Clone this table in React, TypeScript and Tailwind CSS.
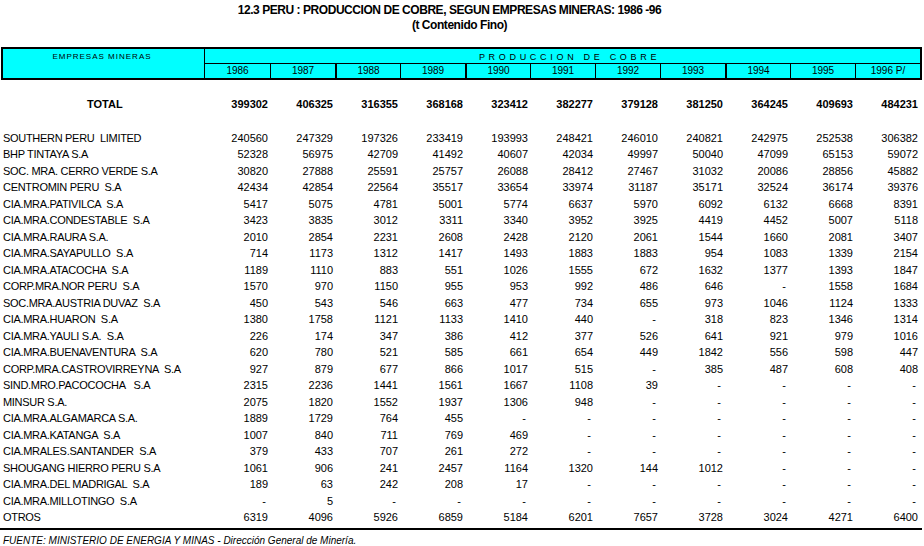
import React from "react";

type Row = { name: string; values: string[] };

const years = ["1986", "1987", "1988", "1989", "1990", "1991", "1992", "1993", "1994", "1995", "1996 P/"];

const thick = [2, 4, 8];

const total = ["399302", "406325", "316355", "368168", "323412", "382277", "379128", "381250", "364245", "409693", "484231"];

const rows: Row[] = [
  { name: "SOUTHERN PERU  LIMITED", values: "240560 247329 197326 233419 193993 248421 246010 240821 242975 252538 306382".split(" ") },
  { name: "BHP TINTAYA S.A", values: "52328 56975 42709 41492 40607 42034 49997 50040 47099 65153 59072".split(" ") },
  { name: "SOC. MRA. CERRO VERDE S.A", values: "30820 27888 25591 25757 26088 28412 27467 31032 20086 28856 45882".split(" ") },
  { name: "CENTROMIN PERU  S.A", values: "42434 42854 22564 35517 33654 33974 31187 35171 32524 36174 39376".split(" ") },
  { name: "CIA.MRA.PATIVILCA  S.A", values: "5417 5075 4781 5001 5774 6637 5970 6092 6132 6668 8391".split(" ") },
  { name: "CIA.MRA.CONDESTABLE  S.A", values: "3423 3835 3012 3311 3340 3952 3925 4419 4452 5007 5118".split(" ") },
  { name: "CIA.MRA.RAURA S.A.", values: "2010 2854 2231 2608 2428 2120 2061 1544 1660 2081 3407".split(" ") },
  { name: "CIA.MRA.SAYAPULLO  S.A", values: "714 1173 1312 1417 1493 1883 1883 954 1083 1339 2154".split(" ") },
  { name: "CIA.MRA.ATACOCHA  S.A", values: "1189 1110 883 551 1026 1555 672 1632 1377 1393 1847".split(" ") },
  { name: "CORP.MRA.NOR PERU  S.A", values: "1570 970 1150 955 953 992 486 646 - 1558 1684".split(" ") },
  { name: "SOC.MRA.AUSTRIA DUVAZ  S.A", values: "450 543 546 663 477 734 655 973 1046 1124 1333".split(" ") },
  { name: "CIA.MRA.HUARON  S.A", values: "1380 1758 1121 1133 1410 440 - 318 823 1346 1314".split(" ") },
  { name: "CIA.MRA.YAULI S.A.  S.A", values: "226 174 347 386 412 377 526 641 921 979 1016".split(" ") },
  { name: "CIA.MRA.BUENAVENTURA  S.A", values: "620 780 521 585 661 654 449 1842 556 598 447".split(" ") },
  { name: "CORP.MRA.CASTROVIRREYNA  S.A", values: "927 879 677 866 1017 515 - 385 487 608 408".split(" ") },
  { name: "SIND.MRO.PACOCOCHA   S.A", values: "2315 2236 1441 1561 1667 1108 39 - - - -".split(" ") },
  { name: "MINSUR S.A.", values: "2075 1820 1552 1937 1306 948 - - - - -".split(" ") },
  { name: "CIA.MRA.ALGAMARCA S.A.", values: "1889 1729 764 455 - - - - - - -".split(" ") },
  { name: "CIA.MRA.KATANGA  S.A", values: "1007 840 711 769 469 - - - - - -".split(" ") },
  { name: "CIA.MRALES.SANTANDER  S.A", values: "379 433 707 261 272 - - - - - -".split(" ") },
  { name: "SHOUGANG HIERRO PERU S.A", values: "1061 906 241 2457 1164 1320 144 1012 - - -".split(" ") },
  { name: "CIA.MRA.DEL MADRIGAL  S.A", values: "189 63 242 208 17 - - - - - -".split(" ") },
  { name: "CIA.MRA.MILLOTINGO  S.A", values: "- 5 - - - - - - - - -".split(" ") },
  { name: "OTROS", values: "6319 4096 5926 6859 5184 6201 7657 3728 3024 4271 6400".split(" ") },
];

const Cell = ({ v }: { v: string }) => (
  <div className={v === "-" ? "text-right pr-[5px]" : "text-right pr-[3px]"}>{v}</div>
);

export default function App() {
  return (
    <div className="w-[924px] h-[546px] overflow-hidden bg-white text-black font-['Liberation_Sans',Arial,sans-serif]">
      <div className="pt-[3px] font-bold text-[12px] leading-[15px] tracking-[-0.45px]">
        <div className="w-[899px] text-center">12.3 PERU : PRODUCCION DE COBRE, SEGUN EMPRESAS MINERAS: 1986 -96</div>
        <div className="w-[919px] text-center">(t Contenido Fino)</div>
      </div>

      <div className="mt-[14px] ml-[1px] w-[921px] h-[33px] flex border-2 border-black bg-[#00ffff]">
        <div className="w-[202px] border-r border-black text-center text-[8px] leading-[14px] tracking-[1px] pt-[1px] pr-[3px]">
          EMPRESAS MINERAS
        </div>
        <div className="flex-1 flex flex-col">
          <div className="h-[15px] border-b border-black text-[9px] leading-[14px] tracking-[0.6px] whitespace-pre pt-[1px] pl-[274px]">
            P R O D U C C I O N   D E   C O B R E
          </div>
          <div className="flex-1 grid grid-cols-11 text-[10px] leading-[14px]">
            {years.map((y, i) => (
              <div
                key={y}
                className={
                  i === 0
                    ? "text-center"
                    : thick.includes(i)
                    ? "text-center border-l-2 border-black"
                    : "text-center border-l border-black"
                }
              >
                {y}
              </div>
            ))}
          </div>
        </div>
      </div>

      <div className="mt-[16px] w-[921px] h-[16.5px] grid grid-cols-[206px_repeat(11,minmax(0,1fr))] items-center font-bold text-[11px] leading-[16.5px]">
        <div className="pl-[87px]">TOTAL</div>
        {total.map((v, i) => (
          <Cell key={i} v={v} />
        ))}
      </div>

      <div className="mt-[17px] w-[921px] text-[11px] leading-[16.5px]">
        {rows.map((r) => (
          <div key={r.name} className="h-[16.5px] grid grid-cols-[206px_repeat(11,minmax(0,1fr))]">
            <div className="pl-[3px] whitespace-pre tracking-[-0.3px]">{r.name}</div>
            {r.values.map((v, i) => (
              <Cell key={i} v={v} />
            ))}
          </div>
        ))}
      </div>

      <div className="mt-[2px] w-[922px] h-[2px] bg-black" />

      <div className="mt-[5px] pl-[3px] italic text-[10px] leading-[12px] whitespace-pre">
        FUENTE: MINISTERIO DE ENERGIA Y MINAS - Dirección General de Minería.
      </div>
    </div>
  );
}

################

- _SET PROBLEM_:
Begin at the first line of the material and copy each line exactly through the one containing "const thick = [2, 4, 8];". Omit pictures.

- _FINISHED TASK_:
Clone this table in React, TypeScript and Tailwind CSS.
import React from "react";

type Row = { name: string; values: string[] };

const years = ["1986", "1987", "1988", "1989", "1990", "1991", "1992", "1993", "1994", "1995", "1996 P/"];

const thick = [2, 4, 8];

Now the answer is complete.